Red and blue can be understood as essentially overlapping, depending on the confidence levels given to the error bars of the red line. A stopwatch is going to be a pretty bad measurement technique if operated by hand, so I would expect your confidence level to be pretty low for any given measurement, meaning that it is plausible that the 'real' measurement could be at the extreme ends of the error bars rather than clustered closely to the measured data points. Another way to look at it -
Let's say in one instance you have a computer trigger the stopwatch as the car passes. In this instance, we would still have error bars on the measurement, but we would be fairly confident that the 'real' measurement would be very close to what was actually measured rather than out on the error bar. This is because generally computers are stable and we do not expect much variation in how they measure things even as we still leave open the possibility of uncertainties.
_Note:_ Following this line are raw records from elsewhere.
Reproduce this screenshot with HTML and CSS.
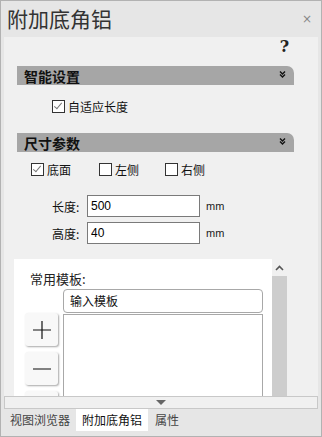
FILE: index.html
```html
<!DOCTYPE html>
<html lang="zh-CN">
<head>
    <meta charset="UTF-8">
    <title>附加底角铝</title>
    <link rel="stylesheet" href="styles.css">
</head>
<body>
    <div class="frame">
        <div class="header">
            <span class="title">附加底角铝</span>
            <span class="close">×</span>
        </div>

        <div class="panel">
            <div class="help-row"><span class="help">?</span></div>

            <div class="section-head">
                <span>智能设置</span>
                <svg class="chev" width="7" height="7" viewBox="0 0 7 7"><path d="M1 0.5 L3.5 3 L6 0.5 M1 3.5 L3.5 6 L6 3.5" fill="none" stroke="#111" stroke-width="1.4"/></svg>
            </div>
            <div class="auto-row">
                <label class="check"><span class="box checked"></span>自适应长度</label>
            </div>

            <div class="section-head second">
                <span>尺寸参数</span>
                <svg class="chev" width="7" height="7" viewBox="0 0 7 7"><path d="M1 0.5 L3.5 3 L6 0.5 M1 3.5 L3.5 6 L6 3.5" fill="none" stroke="#111" stroke-width="1.4"/></svg>
            </div>
            <div class="side-row">
                <label class="check"><span class="box checked"></span>底面</label>
                <label class="check"><span class="box"></span>左侧</label>
                <label class="check"><span class="box"></span>右侧</label>
            </div>

            <div class="field first">
                <span class="label">长度:</span>
                <input class="num" type="text" value="500">
                <span class="unit">mm</span>
            </div>
            <div class="field">
                <span class="label">高度:</span>
                <input class="num" type="text" value="40">
                <span class="unit">mm</span>
            </div>

            <div class="templates">
                <div class="tpl-body">
                    <div class="tpl-title">常用模板:</div>
                    <div class="tpl-grid">
                        <div class="tools">
                            <div class="tool"><svg width="20" height="20" viewBox="0 0 20 20"><path d="M10 1 V19 M1 10 H19" stroke="#111" stroke-width="1.2"/></svg></div>
                            <div class="tool"><svg width="20" height="20" viewBox="0 0 20 20"><path d="M1 10 H19" stroke="#333" stroke-width="1.2"/></svg></div>
                            <div class="tool"></div>
                        </div>
                        <div class="lists">
                            <div class="tpl-input">输入模板</div>
                            <div class="tpl-list"></div>
                        </div>
                    </div>
                </div>
                <div class="scrollbar">
                    <div class="arrow-up"><svg width="9" height="6" viewBox="0 0 9 6"><path d="M1 5 L4.5 1.5 L8 5" fill="none" stroke="#555" stroke-width="1.6"/></svg></div>
                    <div class="track"></div>
                </div>
            </div>
        </div>

        <div class="more-bar"><span class="tri"></span></div>

        <div class="tabs">
            <span class="tab">视图浏览器</span>
            <span class="tab active">附加底角铝</span>
            <span class="tab">属性</span>
        </div>
    </div>
</body>
</html>
```

FILE: styles.css
```css
body {
    margin: 0;
    font-family: "Noto Sans CJK SC", "Liberation Sans", sans-serif;
    background-color: #e6e6e6;
}

.frame {
    width: 322px;
    height: 437px;
    box-sizing: border-box;
    border: 1px solid #b2b2b2;
    background-color: #e6e6e6;
    display: flex;
    flex-direction: column;
}

.header {
    height: 36px;
    flex-shrink: 0;
    display: flex;
    align-items: center;
    justify-content: space-between;
    padding: 0 9px 0 6px;
}

.title {
    font-size: 21px;
    color: #333;
    line-height: 1;
    margin-top: -2px;
}

.close {
    font-size: 12px;
    color: #888;
    font-family: "DejaVu Sans", sans-serif;
}

.panel {
    height: 359px;
    flex-shrink: 0;
    margin: 0 3px;
    background-color: #f0f0f0;
    display: flex;
    flex-direction: column;
    overflow: hidden;
}

.panel > * {
    flex-shrink: 0;
}

.help-row {
    height: 29px;
    display: flex;
    justify-content: flex-end;
    padding-right: 29px;
}

.help {
    font-family: "DejaVu Serif", serif;
    font-weight: bold;
    font-size: 16px;
    line-height: 16px;
    margin-top: 2px;
    color: #222;
}

.section-head {
    height: 19px;
    margin: 0 24px 0 13px;
    background-color: #a6a6a6;
    border-top-right-radius: 7px;
    display: flex;
    align-items: center;
    justify-content: space-between;
    padding: 0 8px 0 7px;
    font-size: 14px;
    font-weight: bold;
    color: #111;
}

.section-head.second {
    margin-top: 20px;
}

.chev {
    margin-top: -3px;
}

.check {
    display: flex;
    align-items: center;
    font-size: 12px;
    color: #111;
    line-height: 13px;
}

.box {
    width: 11px;
    height: 11px;
    border: 1px solid #333;
    background-color: #fff;
    margin-right: 3px;
    position: relative;
}

.box.checked::after {
    content: "";
    position: absolute;
    left: 3px;
    top: 0px;
    width: 3px;
    height: 7px;
    border-right: 1px solid #777;
    border-bottom: 1px solid #777;
    transform: rotate(40deg);
}

.auto-row {
    height: 13px;
    margin-top: 15px;
    padding-left: 48px;
    display: flex;
}

.side-row {
    height: 13px;
    margin-top: 11px;
    padding-left: 27px;
    display: flex;
}

.side-row .check {
    width: 68px;
}

.side-row .check:nth-child(2) {
    width: 66px;
}

.field {
    height: 22px;
    margin-top: 5px;
    display: flex;
    align-items: center;
    padding-left: 48px;
}

.field.first {
    margin-top: 19px;
}

.label {
    width: 35px;
    font-size: 12px;
    color: #111;
}

.num {
    width: 113px;
    height: 22px;
    box-sizing: border-box;
    border: 1px solid #7a7a7a;
    background-color: #fff;
    padding: 0 3px;
    font-family: "Liberation Sans", sans-serif;
    font-size: 12px;
    color: #000;
    outline: none;
}

.unit {
    margin-left: 6px;
    font-family: "Liberation Sans", sans-serif;
    font-size: 11px;
    color: #222;
}

.panel > .templates {
    margin-top: 15px;
    margin-left: 10px;
    flex: 1 1 0;
    min-height: 0;
    display: flex;
    overflow: hidden;
}

.tpl-body {
    width: 258px;
    background-color: #fff;
}

.tpl-title {
    font-size: 13px;
    color: #222;
    padding: 12px 0 0 16px;
    line-height: 16px;
}

.tpl-grid {
    display: flex;
    margin-top: 2px;
    padding-left: 11px;
}

.tools {
    width: 33px;
    padding-top: 24px;
    display: flex;
    flex-direction: column;
    gap: 6px;
    margin-right: 5px;
}

.tool {
    width: 33px;
    height: 33px;
    flex-shrink: 0;
    box-sizing: border-box;
    border-radius: 3px;
    background-color: #f8f8f8;
    box-shadow: 1px 1px 2px rgba(0, 0, 0, 0.35);
    display: flex;
    align-items: center;
    justify-content: center;
}

.lists {
    width: 200px;
}

.tpl-input {
    height: 24px;
    box-sizing: border-box;
    border: 1px solid #a8a8a8;
    border-radius: 4px;
    padding-left: 6px;
    font-size: 12px;
    line-height: 22px;
    color: #111;
}

.tpl-list {
    height: 120px;
    margin-top: 1px;
    border: 1px solid #a8a8a8;
    border-bottom: none;
}

.scrollbar {
    width: 15px;
    display: flex;
    flex-direction: column;
}

.arrow-up {
    height: 17px;
    display: flex;
    align-items: center;
    justify-content: center;
}

.track {
    flex: 1;
    background-color: #cdcdcd;
}

.more-bar {
    height: 11px;
    flex-shrink: 0;
    margin: 0 3px;
    border: 1px solid #c8c8c8;
    background-color: #f0f0f0;
    display: flex;
    align-items: center;
    justify-content: center;
}

.tri {
    width: 0;
    height: 0;
    border-left: 5px solid transparent;
    border-right: 5px solid transparent;
    border-top: 5px solid #666;
}

.tabs {
    height: 22px;
    flex-shrink: 0;
    display: flex;
    padding-left: 9px;
}

.tab {
    font-size: 12px;
    color: #444;
    line-height: 22px;
    margin-right: 7px;
}

.tab.active {
    background-color: #fff;
    color: #111;
    padding: 0 6px;
    margin-left: -1px;
}
```
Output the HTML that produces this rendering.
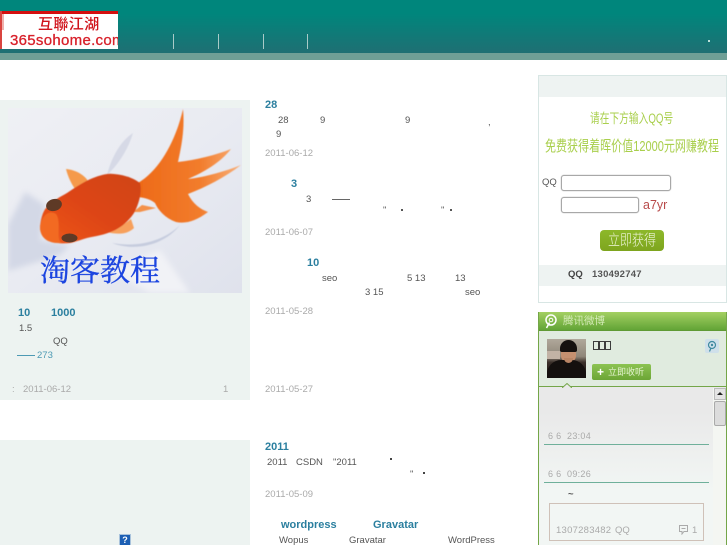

Now in another instance you have a person measure the car with a stopwatch. In this instance, we do not expect the person to be very precise or repeatable. In this case we would say that we have low confidence in the measurements such that we would not be surprised if the 'real' measurement was actually way out on your error bar rather than very close to the actual measurement.
There are more formal, precise ways to explain confidence but they're beyond my understanding.
For Doppler shift, it is again almost overlapping the predicting value except in the last measurement. In this case you could either claim there are unknown variables either in your prediction itself or in the Doppler shift measurement technique.
I'm just spitballing though and I could be entirely wrong.